The study defines morphological analysis as “Morphological analysis (MA), pioneered by Fritz Zwicky in the 1930s and 40s, is a method for investigating the totality of relationships contained in multi-dimensional, non-quantifiable problem complexes”. Author argues that modelling complex socio-technical systems and developing threat scenarios comes with different methodological challenges such as the unquantifiable nature of factors, inherent irreducible uncertainties, and not enabling nature for tracing iteration of study (complex situations which is hard to reproduce the same process or results). The study suggests that MA may overcome these challenges by structuring and analyzing multi-dimensional technical, social and political problem complexes, which do not lend themselves to quantification. It can be used for developing scenarios, for defining and analyzing complex policy spaces and for assessing the relationship between ends and means in strategic planning.
MA goes through cycles of analysis and synthesis in a number of iterative steps. The iterative steps are:
Analysis phase: Define the problem complex in terms of variables and variable conditions.
Step 1: Identify the dimensions, parameters or variables, which best define the essential nature of the problem complex or scenario.
Step 2: For each variable, define a range of relevant, discrete values or conditions, which the variable can express.
The variable and variable-condition matrix is the morphological field -- an n-dimensional configuration space, which implicitly contains an outcome space for the problem complex thus defined. This outcome (or solution) space must then be defined.
Synthesis phase: Link variables and synthesize an outcome space.
Step 3: Assess the internal consistency of all pairs of variable conditions, identifying all inconsistent or contradictory pairs.
Step 4: Synthesize an internally consistent outcome space.
Step 5: Iterate the process if necessary.
In order to show these steps in application the author presents an example that assesses a nuclear plot scenario in Sweden. The author suggests that it is advantageous to develop two complementary morphological fields or laboratories: e.g. one which systematically maps out ranges of possible scenarios, based on factors which cannot be directly controlled and which put demands on the organization in question (i.e. an "external world" field); and one in which they map out alternative strategies, depending on variables which can, more or less, be controlled by the organization (i.e. an "internal world" or strategy field).
Figure 1: Segment of the “demand-field” linked to a “dirty bomb” scenario. The configuration cluster shown here is for the first time-step in the scenario: “Theft of radioactive material reported”. 

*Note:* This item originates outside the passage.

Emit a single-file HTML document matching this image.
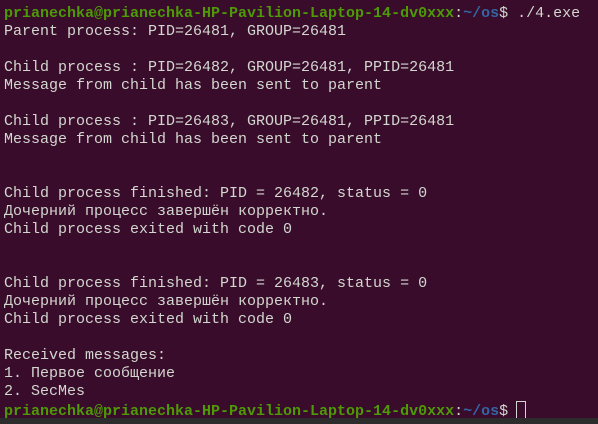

Figure 2: Scenarios linked to preparedness resource field. 


The method enables the analyst to take into consideration many variables at one time. They have already computerized it in Sweden as you see in the pictures. What the author did in this study is to lay out possible scenarios and counter-actions,and  internal demands to deal with that danger. I don't have any issue with that. However, complex phases and individual mistakes/biases while generating options or counter-measures to thriving events may compromise the success at the end. Therefore, I think, it requires some expertise to some extent to be able to conduct MA.


Monday, October 26, 2015

Multi-Criteria Intelligence Matrices (Rating: 4.25 out of 5 stars)

Note: This post represents the synthesis of the thoughts, procedures and experiences of others as represented in the  articles read in advance (see previous posts) and the discussion among the students and instructor during the Advanced Analytic Techniques class at Mercyhurst University in October 2015 regarding MCIM as an Analytic Technique specifically. This technique was evaluated based on its overall validity, simplicity, flexibility and its ability to effectively use unstructured data.

The Multi-Criteria Intelligence Matrix (MCIM) is an analytic method that focuses on an external decision while taking into account courses of action (COA), screening criteria, and evaluation criteria. MCIM is an intelligence-focused version of Multi-Criteria Decision Making (MCDM), a process which breaks down a problem into subcomponents, evaluates each subcomponent individually, and reassembles the subcomponents in order to make a decision. MCIM provides an estimate resulting from the final scores of each COA, which are based on the evaluation criteria and represented in the matrix.

  • Streamlines consensus for a COA
  • When coupled with sensitivity analysis, results are strengthened (Note: this is both a strength and a weakness)
  • Doubles as an intelligence collection plan by identifying intelligence gaps and weaknesses in analysis
  • Provides a numeric score for a course of action
  • Considers multiple scenarios and their factors
  • Provides a different perspective for the analyst
  • Allows for an analyst to capture and improve upon their process

  • Qualitative data can be difficult to measure and subjective
  • There is a lot of room for mistakes to occur
  • Total weight of evaluated criteria may decrease analytical confidence
  • Is ideally suited when multiple COAs are plausible, effectiveness is limited when fewer options and evaluation criteria are available.
  • Extremely difficult to employ without subjectivity
  • Reliability of methodology is largely based on the research done for Multi-Criteria Decision Matrices

  • Generate Courses of Action (COAs) available to your target
  • List your target’s screening criteria, what either must happen or can’t happen for the target
  • List the remaining COAs
  • Create your target’s Evaluation Criteria using numbers to weigh the COAs (i.e. Public Support--Weight: 1=Low, 2 =Moderate, 3 =High)
  • Generate the MCIM matrix (example of blank matrix found below):

Personal Application of Technique:

For the exercise the MCDM technique was utilized. We made up a simple scenario: an individual with a certain amount of budget; and this individual lives in a snowy city in the winters. This was due to the variables that would affect his/her decisions. This individual wants to buy a car and through the decision making process he/she used MCDM. Firstly, everyone in the class read through the simple scenario and then everyone listed the cars they would want to buy or any other option they could choose instead of buying a car as their Courses of Actions (COAs). Secondly, everyone listed their screening criteria. Since we conducted MCDM, the screening criteria mostly composed individual’s personal preferences. After every individual eliminated the cars/options according to their screening criteria, they formed their evaluation criteria, e.g. safety, and they assigned weightings to them as low=1, medium=2, and high=3. Finally, everyone formed their matrices and found their total points by measuring what their remaining COAs score when evaluating criteria taken into consideration. Consequently, the students found that which car/option fit to their budget, preferences etc. by looking at which COA scored higher than the remaining.